| Written exercise |
Check each line of the data below for the word "TypeScript", then extract the ones that have it.

| Records shown |
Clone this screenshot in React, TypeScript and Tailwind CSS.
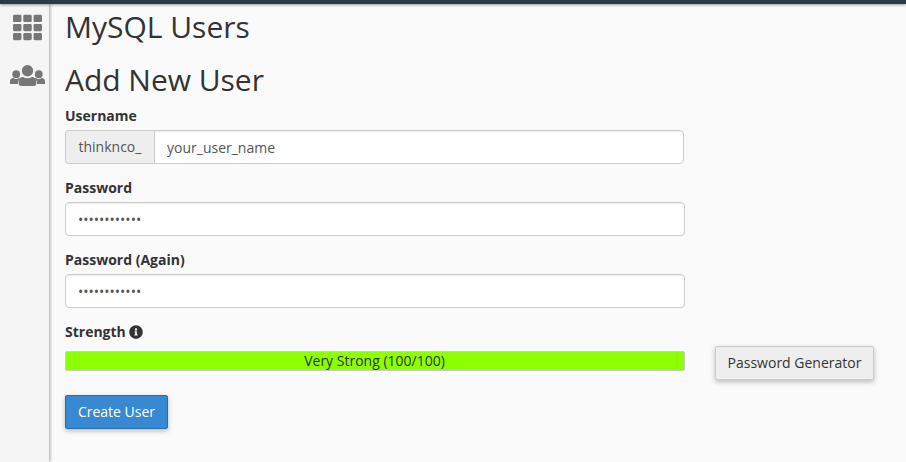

--

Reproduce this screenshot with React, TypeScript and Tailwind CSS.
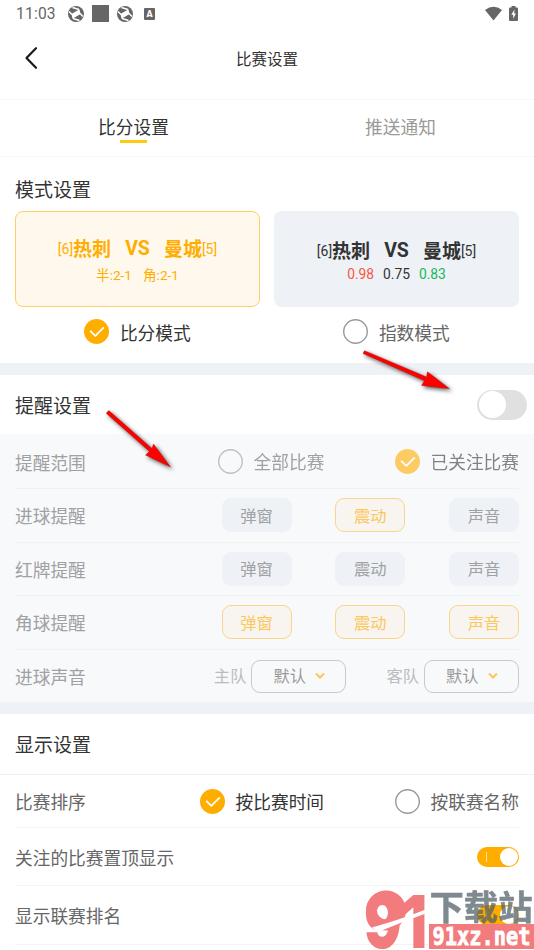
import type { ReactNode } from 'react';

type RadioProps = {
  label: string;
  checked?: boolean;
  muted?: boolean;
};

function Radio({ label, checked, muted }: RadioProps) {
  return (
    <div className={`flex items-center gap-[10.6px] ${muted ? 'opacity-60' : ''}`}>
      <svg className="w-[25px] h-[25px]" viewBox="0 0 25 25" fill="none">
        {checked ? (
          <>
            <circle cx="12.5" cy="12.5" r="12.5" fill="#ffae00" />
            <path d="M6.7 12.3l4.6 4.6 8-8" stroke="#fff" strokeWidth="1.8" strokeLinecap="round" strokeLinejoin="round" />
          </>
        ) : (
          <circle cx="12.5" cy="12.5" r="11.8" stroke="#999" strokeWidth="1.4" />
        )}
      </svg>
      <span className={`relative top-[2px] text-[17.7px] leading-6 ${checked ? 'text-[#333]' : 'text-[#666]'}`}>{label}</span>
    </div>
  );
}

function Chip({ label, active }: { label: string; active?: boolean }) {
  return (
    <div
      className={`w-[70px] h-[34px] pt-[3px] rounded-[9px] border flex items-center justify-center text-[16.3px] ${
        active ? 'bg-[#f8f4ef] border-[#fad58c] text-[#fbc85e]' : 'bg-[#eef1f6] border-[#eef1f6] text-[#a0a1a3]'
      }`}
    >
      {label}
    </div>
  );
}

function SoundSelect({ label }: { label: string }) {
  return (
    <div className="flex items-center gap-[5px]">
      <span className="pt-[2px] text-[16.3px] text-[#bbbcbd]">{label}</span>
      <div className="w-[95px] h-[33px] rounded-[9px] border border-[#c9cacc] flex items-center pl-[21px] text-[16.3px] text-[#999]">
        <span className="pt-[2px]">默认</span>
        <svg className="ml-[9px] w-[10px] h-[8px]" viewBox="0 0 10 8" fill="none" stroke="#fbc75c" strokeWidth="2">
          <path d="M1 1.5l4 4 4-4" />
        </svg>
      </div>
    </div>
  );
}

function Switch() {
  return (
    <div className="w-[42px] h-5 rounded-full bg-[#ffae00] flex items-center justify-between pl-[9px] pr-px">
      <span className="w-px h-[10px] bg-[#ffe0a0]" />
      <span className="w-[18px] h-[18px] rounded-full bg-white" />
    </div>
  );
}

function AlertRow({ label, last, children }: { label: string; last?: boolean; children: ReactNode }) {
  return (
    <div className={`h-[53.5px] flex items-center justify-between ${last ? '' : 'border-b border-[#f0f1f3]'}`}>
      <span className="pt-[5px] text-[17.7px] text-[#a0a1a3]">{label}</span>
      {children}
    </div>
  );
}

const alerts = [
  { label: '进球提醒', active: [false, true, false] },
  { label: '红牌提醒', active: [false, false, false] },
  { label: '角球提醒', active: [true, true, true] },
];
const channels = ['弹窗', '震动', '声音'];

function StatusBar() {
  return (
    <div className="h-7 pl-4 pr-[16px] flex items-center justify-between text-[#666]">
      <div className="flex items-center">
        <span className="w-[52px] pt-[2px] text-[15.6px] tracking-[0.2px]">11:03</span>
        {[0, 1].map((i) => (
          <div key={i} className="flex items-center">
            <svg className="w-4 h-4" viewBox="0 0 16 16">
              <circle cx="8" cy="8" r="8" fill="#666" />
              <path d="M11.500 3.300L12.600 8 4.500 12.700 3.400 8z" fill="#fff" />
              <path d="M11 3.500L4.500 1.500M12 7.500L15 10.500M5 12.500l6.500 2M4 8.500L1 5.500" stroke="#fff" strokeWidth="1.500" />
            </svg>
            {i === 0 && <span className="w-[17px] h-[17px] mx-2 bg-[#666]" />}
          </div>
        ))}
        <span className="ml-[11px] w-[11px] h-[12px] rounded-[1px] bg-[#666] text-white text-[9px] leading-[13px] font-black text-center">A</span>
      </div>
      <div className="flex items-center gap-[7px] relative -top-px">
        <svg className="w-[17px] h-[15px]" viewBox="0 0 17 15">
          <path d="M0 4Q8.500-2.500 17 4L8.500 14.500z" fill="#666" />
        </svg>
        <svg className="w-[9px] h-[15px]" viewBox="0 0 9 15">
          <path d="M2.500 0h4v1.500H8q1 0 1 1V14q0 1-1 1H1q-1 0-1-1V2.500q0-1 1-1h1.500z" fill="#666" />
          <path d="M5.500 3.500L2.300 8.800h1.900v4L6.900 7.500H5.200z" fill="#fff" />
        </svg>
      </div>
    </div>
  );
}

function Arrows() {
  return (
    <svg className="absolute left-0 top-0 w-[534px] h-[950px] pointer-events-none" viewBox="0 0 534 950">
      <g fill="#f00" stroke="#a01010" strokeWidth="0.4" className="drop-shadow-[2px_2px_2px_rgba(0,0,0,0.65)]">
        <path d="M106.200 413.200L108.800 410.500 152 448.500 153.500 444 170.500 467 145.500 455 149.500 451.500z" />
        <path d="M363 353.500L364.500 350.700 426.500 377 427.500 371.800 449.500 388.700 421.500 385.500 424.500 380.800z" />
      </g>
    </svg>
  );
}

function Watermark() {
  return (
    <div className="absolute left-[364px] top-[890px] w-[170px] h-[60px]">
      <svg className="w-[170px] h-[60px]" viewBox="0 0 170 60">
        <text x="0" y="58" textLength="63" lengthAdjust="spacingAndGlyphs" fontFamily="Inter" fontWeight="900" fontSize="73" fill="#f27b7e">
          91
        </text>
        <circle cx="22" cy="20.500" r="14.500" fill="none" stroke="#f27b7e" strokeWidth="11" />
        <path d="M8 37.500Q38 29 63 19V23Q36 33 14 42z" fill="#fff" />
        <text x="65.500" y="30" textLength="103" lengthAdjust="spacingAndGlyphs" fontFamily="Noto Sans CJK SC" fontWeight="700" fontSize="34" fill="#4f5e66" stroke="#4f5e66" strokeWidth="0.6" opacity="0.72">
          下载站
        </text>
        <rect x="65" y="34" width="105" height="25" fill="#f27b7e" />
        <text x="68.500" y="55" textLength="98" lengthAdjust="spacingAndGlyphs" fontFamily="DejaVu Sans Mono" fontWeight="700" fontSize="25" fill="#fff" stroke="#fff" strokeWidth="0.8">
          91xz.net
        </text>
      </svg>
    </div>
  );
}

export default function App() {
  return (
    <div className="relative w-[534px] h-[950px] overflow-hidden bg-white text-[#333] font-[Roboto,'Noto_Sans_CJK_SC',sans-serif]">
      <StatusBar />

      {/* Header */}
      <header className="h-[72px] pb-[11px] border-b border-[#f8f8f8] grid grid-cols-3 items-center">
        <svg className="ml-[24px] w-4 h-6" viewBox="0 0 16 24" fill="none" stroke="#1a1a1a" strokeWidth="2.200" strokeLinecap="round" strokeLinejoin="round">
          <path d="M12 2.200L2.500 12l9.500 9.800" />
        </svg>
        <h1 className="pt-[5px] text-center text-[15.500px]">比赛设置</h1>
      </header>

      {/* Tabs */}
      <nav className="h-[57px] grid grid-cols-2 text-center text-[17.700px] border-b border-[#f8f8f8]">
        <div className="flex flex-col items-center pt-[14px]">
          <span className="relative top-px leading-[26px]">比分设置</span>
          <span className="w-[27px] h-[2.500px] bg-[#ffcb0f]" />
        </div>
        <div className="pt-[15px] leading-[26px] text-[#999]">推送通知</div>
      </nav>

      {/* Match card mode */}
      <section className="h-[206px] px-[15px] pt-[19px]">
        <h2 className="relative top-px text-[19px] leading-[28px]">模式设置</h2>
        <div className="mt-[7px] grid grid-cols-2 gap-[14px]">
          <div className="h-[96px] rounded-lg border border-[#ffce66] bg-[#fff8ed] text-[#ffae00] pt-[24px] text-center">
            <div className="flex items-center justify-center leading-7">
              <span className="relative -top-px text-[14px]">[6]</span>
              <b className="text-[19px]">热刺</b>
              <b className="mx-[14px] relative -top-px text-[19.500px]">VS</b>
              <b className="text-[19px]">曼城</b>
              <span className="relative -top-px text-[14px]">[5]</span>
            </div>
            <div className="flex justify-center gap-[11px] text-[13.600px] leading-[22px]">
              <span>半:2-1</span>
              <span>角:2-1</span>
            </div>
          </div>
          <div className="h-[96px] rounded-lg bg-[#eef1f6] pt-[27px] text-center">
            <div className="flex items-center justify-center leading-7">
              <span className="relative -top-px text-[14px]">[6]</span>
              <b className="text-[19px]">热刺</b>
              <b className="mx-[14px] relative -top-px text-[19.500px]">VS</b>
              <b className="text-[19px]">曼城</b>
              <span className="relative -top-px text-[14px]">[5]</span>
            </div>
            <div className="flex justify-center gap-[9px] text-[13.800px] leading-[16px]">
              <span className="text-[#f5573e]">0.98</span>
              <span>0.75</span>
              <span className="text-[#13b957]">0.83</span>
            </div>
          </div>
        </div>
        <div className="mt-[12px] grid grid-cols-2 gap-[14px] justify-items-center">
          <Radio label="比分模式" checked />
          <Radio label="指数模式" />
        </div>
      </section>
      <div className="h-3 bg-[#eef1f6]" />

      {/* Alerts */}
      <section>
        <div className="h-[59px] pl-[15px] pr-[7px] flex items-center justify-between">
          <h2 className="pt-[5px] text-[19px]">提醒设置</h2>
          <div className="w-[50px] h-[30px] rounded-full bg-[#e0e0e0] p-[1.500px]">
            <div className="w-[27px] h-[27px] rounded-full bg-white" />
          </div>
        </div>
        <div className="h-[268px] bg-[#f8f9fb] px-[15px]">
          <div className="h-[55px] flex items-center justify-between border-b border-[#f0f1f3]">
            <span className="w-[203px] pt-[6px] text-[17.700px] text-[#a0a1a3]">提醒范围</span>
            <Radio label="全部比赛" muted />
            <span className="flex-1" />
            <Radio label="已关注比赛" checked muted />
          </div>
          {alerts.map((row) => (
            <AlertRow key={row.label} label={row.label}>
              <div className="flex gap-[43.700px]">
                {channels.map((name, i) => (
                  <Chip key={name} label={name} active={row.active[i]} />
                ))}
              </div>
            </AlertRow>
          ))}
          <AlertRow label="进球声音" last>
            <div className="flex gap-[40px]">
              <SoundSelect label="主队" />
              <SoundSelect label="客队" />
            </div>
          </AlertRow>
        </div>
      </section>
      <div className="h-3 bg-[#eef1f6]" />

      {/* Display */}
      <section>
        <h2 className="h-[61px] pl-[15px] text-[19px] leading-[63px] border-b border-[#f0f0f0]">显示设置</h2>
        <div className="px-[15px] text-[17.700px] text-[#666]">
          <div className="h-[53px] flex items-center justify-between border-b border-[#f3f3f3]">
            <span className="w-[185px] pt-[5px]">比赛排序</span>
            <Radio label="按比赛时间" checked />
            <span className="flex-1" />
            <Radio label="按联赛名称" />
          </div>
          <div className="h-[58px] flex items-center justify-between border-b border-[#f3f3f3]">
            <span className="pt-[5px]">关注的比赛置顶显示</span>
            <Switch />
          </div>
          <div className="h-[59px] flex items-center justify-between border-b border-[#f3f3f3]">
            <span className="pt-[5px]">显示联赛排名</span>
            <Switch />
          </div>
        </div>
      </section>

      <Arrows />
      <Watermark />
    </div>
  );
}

* * *

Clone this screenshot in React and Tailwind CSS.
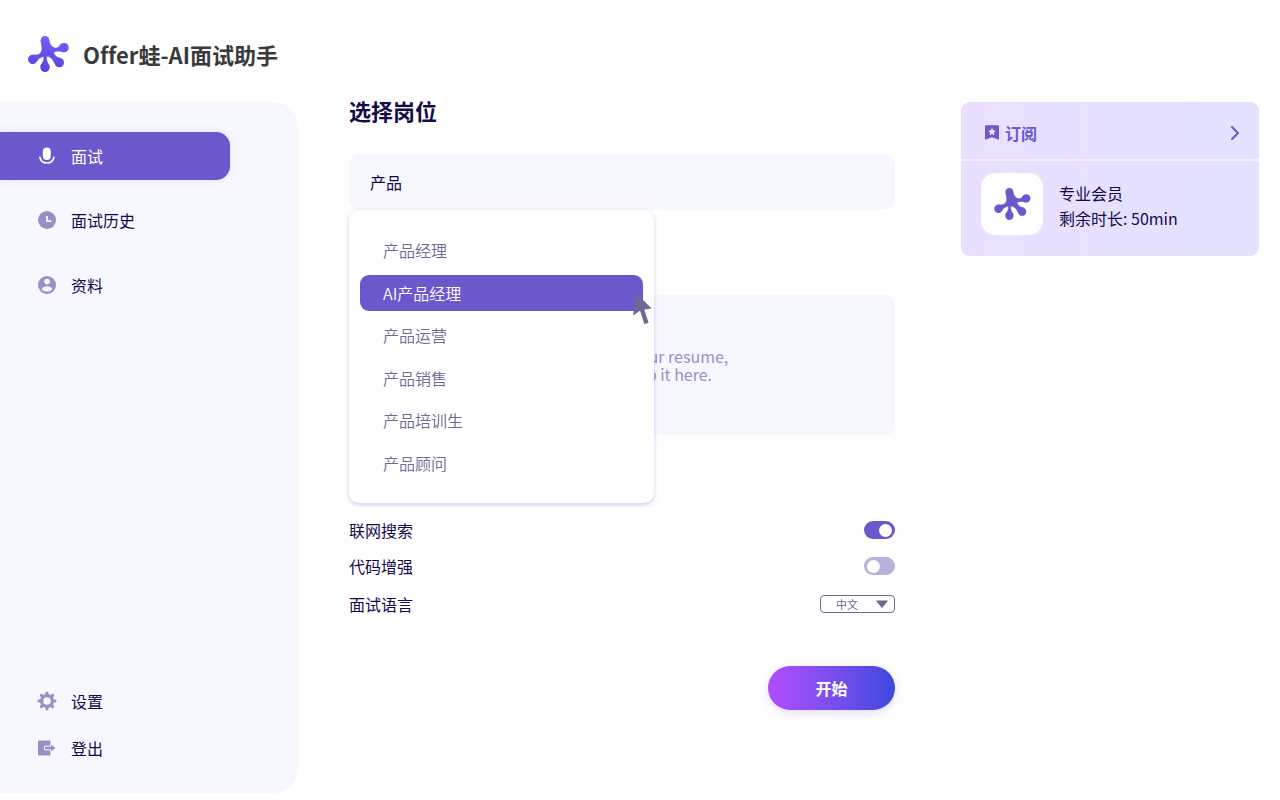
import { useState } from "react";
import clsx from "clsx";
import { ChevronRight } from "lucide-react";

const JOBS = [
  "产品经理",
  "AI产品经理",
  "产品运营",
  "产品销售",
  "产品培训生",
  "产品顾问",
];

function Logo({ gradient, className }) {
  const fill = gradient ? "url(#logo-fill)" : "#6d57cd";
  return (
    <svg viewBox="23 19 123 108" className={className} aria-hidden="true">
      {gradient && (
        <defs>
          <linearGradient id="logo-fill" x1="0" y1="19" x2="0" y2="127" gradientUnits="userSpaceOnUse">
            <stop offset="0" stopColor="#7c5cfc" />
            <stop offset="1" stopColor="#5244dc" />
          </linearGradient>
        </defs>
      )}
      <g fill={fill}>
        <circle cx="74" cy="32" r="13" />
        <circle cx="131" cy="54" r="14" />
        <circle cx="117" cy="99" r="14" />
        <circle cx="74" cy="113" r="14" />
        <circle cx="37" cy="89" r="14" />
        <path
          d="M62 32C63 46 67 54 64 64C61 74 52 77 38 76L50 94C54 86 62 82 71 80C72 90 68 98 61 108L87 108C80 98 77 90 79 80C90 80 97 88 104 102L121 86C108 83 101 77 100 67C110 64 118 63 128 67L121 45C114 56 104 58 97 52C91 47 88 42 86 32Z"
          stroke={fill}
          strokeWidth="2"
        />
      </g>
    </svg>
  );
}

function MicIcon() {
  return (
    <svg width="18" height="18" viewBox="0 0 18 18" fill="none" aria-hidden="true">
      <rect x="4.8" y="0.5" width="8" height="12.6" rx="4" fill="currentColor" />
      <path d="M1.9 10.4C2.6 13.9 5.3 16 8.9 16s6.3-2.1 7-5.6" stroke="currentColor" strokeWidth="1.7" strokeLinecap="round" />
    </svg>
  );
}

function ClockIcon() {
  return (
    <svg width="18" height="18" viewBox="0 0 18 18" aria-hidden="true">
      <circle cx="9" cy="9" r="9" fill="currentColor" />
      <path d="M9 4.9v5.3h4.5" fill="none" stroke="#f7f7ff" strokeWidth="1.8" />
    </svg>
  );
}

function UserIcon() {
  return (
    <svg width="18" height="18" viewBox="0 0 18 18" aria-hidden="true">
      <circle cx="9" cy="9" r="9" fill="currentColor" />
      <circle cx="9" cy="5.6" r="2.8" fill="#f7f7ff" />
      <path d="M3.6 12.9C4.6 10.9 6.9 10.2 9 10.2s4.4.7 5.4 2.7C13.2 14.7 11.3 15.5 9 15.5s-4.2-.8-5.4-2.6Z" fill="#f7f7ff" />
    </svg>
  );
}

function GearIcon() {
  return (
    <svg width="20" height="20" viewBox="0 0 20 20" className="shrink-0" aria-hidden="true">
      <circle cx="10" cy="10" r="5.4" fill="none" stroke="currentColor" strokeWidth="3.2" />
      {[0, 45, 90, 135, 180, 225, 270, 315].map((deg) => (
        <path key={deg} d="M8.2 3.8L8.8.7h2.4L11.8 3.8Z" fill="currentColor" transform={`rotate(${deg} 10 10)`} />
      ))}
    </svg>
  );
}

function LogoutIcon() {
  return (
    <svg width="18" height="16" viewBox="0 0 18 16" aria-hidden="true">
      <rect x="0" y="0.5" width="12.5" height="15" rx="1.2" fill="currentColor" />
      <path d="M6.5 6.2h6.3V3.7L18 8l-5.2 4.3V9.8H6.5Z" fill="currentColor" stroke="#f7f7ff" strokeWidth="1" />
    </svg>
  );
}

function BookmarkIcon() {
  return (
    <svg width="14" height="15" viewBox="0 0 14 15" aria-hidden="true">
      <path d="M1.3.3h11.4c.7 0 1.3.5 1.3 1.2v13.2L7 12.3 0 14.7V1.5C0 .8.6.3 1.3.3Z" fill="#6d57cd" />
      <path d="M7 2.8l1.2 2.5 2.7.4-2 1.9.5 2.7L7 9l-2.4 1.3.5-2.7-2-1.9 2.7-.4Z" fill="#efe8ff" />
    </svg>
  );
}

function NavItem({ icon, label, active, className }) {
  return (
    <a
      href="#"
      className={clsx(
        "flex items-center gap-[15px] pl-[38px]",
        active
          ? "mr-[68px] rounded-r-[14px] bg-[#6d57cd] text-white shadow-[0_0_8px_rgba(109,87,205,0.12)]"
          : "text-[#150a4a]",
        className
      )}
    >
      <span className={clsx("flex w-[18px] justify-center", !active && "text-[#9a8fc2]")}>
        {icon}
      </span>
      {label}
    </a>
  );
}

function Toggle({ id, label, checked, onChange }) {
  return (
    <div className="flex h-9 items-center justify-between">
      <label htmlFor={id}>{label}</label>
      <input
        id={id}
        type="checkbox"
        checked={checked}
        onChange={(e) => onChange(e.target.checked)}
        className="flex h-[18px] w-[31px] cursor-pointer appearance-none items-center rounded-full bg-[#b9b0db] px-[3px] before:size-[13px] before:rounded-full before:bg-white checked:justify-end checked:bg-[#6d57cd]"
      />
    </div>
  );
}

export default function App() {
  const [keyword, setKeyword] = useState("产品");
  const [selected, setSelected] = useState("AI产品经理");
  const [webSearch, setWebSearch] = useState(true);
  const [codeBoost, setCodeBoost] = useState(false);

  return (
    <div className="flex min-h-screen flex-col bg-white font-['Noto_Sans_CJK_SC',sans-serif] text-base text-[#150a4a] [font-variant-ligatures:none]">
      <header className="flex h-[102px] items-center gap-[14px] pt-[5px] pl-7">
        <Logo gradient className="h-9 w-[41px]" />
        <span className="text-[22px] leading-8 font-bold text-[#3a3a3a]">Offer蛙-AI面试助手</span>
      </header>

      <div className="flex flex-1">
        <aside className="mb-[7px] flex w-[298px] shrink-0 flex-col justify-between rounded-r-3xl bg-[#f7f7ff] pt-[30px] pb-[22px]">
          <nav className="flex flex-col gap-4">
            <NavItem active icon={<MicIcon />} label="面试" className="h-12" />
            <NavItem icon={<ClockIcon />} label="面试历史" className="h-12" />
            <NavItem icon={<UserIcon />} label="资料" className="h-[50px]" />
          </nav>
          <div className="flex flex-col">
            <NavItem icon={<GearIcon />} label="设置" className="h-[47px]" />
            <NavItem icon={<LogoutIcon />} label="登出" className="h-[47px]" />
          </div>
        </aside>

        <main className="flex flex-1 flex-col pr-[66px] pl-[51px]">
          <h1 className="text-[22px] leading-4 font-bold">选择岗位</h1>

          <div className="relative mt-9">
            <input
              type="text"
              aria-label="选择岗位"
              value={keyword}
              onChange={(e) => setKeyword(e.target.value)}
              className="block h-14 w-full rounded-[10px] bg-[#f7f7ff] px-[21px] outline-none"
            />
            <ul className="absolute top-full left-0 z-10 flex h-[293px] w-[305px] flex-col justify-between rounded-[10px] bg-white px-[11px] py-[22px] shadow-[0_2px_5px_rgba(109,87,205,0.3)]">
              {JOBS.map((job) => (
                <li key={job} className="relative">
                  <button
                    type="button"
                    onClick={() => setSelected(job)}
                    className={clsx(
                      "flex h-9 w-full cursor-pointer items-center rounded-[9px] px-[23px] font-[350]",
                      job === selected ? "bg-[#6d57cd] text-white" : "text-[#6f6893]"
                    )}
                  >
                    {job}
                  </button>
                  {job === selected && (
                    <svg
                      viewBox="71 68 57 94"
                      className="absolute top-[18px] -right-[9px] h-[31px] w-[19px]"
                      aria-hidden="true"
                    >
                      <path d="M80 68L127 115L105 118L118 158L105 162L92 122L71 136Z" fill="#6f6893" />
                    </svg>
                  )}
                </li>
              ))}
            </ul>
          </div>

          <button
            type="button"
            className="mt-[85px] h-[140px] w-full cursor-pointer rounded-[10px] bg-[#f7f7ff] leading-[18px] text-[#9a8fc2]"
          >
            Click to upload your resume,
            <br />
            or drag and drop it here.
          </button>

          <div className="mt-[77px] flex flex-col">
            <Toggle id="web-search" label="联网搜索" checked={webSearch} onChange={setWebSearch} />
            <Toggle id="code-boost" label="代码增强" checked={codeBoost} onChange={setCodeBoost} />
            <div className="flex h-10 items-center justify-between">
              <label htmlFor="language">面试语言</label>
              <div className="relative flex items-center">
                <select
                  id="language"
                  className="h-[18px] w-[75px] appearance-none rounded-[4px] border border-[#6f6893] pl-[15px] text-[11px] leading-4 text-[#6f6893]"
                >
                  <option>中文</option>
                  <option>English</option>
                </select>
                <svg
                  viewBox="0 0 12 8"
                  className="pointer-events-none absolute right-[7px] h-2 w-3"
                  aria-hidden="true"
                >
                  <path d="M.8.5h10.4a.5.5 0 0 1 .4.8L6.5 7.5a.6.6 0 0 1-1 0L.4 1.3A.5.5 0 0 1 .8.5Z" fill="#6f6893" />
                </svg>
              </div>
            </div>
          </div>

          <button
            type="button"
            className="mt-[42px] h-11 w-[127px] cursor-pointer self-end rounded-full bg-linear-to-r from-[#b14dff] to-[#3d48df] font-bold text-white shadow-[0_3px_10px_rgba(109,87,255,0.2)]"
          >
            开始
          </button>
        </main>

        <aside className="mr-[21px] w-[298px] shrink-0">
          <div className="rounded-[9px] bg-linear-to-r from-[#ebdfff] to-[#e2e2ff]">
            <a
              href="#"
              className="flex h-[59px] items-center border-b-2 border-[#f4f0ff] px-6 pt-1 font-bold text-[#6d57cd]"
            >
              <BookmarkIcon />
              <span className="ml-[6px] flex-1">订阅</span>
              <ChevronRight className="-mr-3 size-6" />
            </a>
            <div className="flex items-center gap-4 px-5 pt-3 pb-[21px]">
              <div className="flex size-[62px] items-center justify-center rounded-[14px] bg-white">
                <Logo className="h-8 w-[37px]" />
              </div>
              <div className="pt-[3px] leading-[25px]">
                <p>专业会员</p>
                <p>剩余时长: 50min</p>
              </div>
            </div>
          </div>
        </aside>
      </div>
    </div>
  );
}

| Solved exercise |
Clone this screenshot in React, TypeScript and Tailwind CSS.
Reproduce this screenshot with React, TypeScript and Tailwind CSS.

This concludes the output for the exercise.